> **AIM OF THE TASK**
From the entries below, count the lines with "that". Write only the count.

> **RECORDS SUPPLIED**
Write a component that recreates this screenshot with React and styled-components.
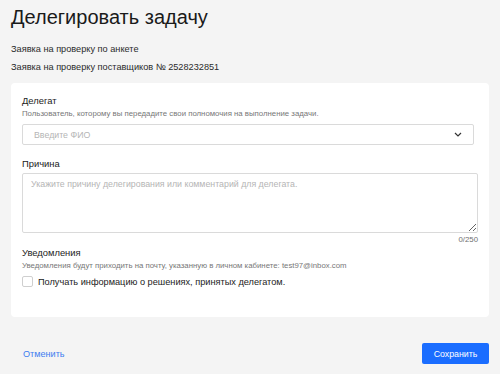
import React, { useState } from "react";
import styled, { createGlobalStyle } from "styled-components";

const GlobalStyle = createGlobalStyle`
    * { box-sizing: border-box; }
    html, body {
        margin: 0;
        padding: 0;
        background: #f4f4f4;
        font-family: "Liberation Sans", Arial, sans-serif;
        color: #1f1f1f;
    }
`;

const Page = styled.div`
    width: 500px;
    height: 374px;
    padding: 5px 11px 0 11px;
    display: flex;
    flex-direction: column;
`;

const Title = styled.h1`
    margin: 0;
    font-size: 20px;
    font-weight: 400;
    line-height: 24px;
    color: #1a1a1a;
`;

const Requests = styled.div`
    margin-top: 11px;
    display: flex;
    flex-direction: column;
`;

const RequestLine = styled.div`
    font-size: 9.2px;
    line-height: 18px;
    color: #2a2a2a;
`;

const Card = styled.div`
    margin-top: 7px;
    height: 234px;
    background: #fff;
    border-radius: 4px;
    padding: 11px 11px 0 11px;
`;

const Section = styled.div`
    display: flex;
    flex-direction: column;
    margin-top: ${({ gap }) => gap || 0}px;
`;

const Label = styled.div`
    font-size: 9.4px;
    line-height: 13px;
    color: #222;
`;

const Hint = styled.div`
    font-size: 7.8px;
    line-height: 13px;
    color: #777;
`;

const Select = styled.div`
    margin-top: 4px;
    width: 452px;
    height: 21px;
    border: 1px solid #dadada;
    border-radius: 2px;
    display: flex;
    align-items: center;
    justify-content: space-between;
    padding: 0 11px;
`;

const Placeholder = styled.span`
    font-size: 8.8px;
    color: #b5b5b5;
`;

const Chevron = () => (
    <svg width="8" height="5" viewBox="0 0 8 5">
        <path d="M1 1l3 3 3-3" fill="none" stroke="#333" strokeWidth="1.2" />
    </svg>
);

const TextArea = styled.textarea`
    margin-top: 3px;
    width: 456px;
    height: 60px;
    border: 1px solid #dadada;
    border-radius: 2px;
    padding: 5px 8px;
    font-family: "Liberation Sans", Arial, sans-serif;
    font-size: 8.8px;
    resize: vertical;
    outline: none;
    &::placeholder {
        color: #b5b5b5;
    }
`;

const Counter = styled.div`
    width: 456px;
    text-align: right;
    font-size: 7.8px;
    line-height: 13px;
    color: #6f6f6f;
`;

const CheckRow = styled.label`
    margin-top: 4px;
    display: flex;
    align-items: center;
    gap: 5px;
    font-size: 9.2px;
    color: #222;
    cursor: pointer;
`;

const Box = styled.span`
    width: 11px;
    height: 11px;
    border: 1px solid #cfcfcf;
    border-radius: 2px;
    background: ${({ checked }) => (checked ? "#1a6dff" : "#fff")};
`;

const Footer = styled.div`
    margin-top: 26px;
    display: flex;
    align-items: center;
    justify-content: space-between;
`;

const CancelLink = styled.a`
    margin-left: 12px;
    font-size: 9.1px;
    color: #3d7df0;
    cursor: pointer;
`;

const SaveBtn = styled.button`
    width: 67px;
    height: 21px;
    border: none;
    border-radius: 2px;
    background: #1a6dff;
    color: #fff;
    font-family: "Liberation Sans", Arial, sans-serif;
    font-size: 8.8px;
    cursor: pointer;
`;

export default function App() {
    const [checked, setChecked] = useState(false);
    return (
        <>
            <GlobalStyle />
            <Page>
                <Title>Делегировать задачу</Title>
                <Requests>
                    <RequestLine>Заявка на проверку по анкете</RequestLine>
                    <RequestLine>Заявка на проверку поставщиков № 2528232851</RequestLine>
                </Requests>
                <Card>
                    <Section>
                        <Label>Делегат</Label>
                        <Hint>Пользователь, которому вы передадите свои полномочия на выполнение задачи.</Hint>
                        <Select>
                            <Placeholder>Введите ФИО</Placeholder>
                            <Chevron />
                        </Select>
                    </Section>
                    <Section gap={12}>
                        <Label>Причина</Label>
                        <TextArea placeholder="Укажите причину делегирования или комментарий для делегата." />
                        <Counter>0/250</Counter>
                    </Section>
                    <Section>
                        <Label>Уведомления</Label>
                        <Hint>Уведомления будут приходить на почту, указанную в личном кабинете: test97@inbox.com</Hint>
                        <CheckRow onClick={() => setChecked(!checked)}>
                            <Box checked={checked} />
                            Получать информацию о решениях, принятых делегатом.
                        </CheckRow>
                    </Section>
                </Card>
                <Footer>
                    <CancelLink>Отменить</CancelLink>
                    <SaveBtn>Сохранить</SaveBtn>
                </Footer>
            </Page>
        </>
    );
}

* * *

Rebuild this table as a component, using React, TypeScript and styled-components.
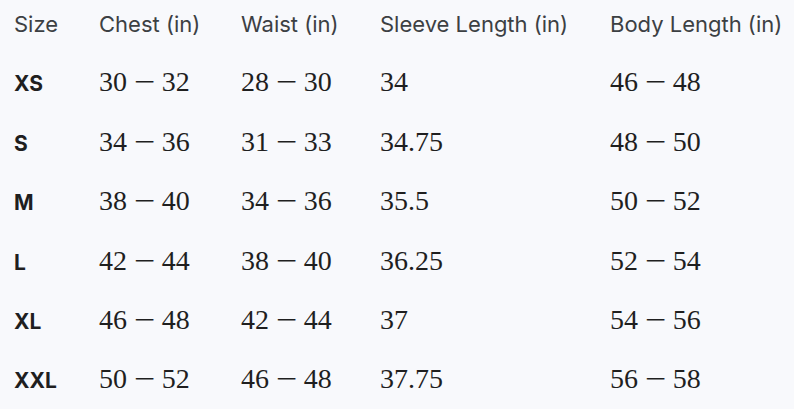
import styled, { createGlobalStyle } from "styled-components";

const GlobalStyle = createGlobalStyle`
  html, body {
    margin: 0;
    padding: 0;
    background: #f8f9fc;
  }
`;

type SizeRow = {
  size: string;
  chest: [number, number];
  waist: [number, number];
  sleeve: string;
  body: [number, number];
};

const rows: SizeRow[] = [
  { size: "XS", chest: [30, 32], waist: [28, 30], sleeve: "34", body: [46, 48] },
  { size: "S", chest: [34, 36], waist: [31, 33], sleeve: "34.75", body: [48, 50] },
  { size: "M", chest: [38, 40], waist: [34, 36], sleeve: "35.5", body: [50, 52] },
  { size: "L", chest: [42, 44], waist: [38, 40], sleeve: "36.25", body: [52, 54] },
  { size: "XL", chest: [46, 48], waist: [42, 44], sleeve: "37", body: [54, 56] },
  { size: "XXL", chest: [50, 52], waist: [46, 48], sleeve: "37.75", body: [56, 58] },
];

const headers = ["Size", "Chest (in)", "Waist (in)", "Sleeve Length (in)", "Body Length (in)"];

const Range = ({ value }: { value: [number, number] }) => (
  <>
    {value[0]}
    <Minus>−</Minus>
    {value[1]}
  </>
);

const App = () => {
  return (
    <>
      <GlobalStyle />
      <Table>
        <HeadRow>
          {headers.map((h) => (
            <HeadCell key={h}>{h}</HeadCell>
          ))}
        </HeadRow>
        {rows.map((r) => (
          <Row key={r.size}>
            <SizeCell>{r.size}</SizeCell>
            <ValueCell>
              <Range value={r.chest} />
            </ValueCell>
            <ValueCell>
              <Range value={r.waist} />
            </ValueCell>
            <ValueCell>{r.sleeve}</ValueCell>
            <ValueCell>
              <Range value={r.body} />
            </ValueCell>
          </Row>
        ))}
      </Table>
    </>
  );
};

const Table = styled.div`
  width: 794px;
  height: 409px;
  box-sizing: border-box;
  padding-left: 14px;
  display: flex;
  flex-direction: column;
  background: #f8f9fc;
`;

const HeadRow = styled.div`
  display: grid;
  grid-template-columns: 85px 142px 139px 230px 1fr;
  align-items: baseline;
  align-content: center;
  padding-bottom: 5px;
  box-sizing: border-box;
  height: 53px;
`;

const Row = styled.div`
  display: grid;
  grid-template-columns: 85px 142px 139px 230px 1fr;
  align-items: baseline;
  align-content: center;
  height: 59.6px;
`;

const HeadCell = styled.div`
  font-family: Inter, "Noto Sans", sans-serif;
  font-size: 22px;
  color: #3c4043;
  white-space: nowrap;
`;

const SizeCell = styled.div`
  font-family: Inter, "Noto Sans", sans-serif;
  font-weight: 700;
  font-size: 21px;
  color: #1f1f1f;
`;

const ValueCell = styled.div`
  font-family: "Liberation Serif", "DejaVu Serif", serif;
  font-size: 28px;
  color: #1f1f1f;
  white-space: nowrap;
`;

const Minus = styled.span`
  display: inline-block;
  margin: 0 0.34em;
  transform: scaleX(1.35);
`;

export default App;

...

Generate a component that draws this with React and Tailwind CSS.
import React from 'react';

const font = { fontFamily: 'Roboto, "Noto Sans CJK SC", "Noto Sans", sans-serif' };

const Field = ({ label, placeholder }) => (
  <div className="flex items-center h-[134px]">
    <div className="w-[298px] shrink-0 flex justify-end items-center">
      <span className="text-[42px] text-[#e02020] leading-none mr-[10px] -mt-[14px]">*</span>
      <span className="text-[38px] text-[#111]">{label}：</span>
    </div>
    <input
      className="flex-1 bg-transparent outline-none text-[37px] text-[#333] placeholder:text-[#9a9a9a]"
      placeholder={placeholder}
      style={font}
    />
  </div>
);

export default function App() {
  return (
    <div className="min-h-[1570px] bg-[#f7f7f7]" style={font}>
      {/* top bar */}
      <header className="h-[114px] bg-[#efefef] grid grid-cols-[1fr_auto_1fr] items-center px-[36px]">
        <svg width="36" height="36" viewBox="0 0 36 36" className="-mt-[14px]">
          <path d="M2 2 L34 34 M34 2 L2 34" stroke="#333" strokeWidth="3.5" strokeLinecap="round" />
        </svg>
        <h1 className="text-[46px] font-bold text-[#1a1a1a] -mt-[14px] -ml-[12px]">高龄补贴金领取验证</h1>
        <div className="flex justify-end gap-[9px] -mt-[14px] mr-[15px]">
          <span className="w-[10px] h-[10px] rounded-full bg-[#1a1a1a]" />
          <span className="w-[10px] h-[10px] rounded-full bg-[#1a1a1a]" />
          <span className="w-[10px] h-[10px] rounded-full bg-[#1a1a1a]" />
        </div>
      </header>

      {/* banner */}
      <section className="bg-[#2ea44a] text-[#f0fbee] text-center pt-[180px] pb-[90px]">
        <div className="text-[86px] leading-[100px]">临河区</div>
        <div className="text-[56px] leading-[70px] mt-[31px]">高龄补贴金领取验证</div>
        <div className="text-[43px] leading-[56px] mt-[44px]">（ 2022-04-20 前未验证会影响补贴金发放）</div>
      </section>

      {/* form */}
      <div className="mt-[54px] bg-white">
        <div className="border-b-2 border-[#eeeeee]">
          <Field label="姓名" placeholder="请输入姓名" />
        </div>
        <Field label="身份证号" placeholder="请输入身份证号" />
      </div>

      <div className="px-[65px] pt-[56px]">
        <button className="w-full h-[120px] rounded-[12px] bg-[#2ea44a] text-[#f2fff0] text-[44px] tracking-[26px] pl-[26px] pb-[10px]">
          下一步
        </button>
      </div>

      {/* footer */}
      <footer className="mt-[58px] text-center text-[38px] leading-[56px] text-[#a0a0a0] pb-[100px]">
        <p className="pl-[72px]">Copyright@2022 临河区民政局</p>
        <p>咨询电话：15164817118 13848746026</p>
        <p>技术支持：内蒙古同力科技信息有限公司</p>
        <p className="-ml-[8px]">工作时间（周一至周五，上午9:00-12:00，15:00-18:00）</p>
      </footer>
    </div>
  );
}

> **ANSWER TO THE TASK**
2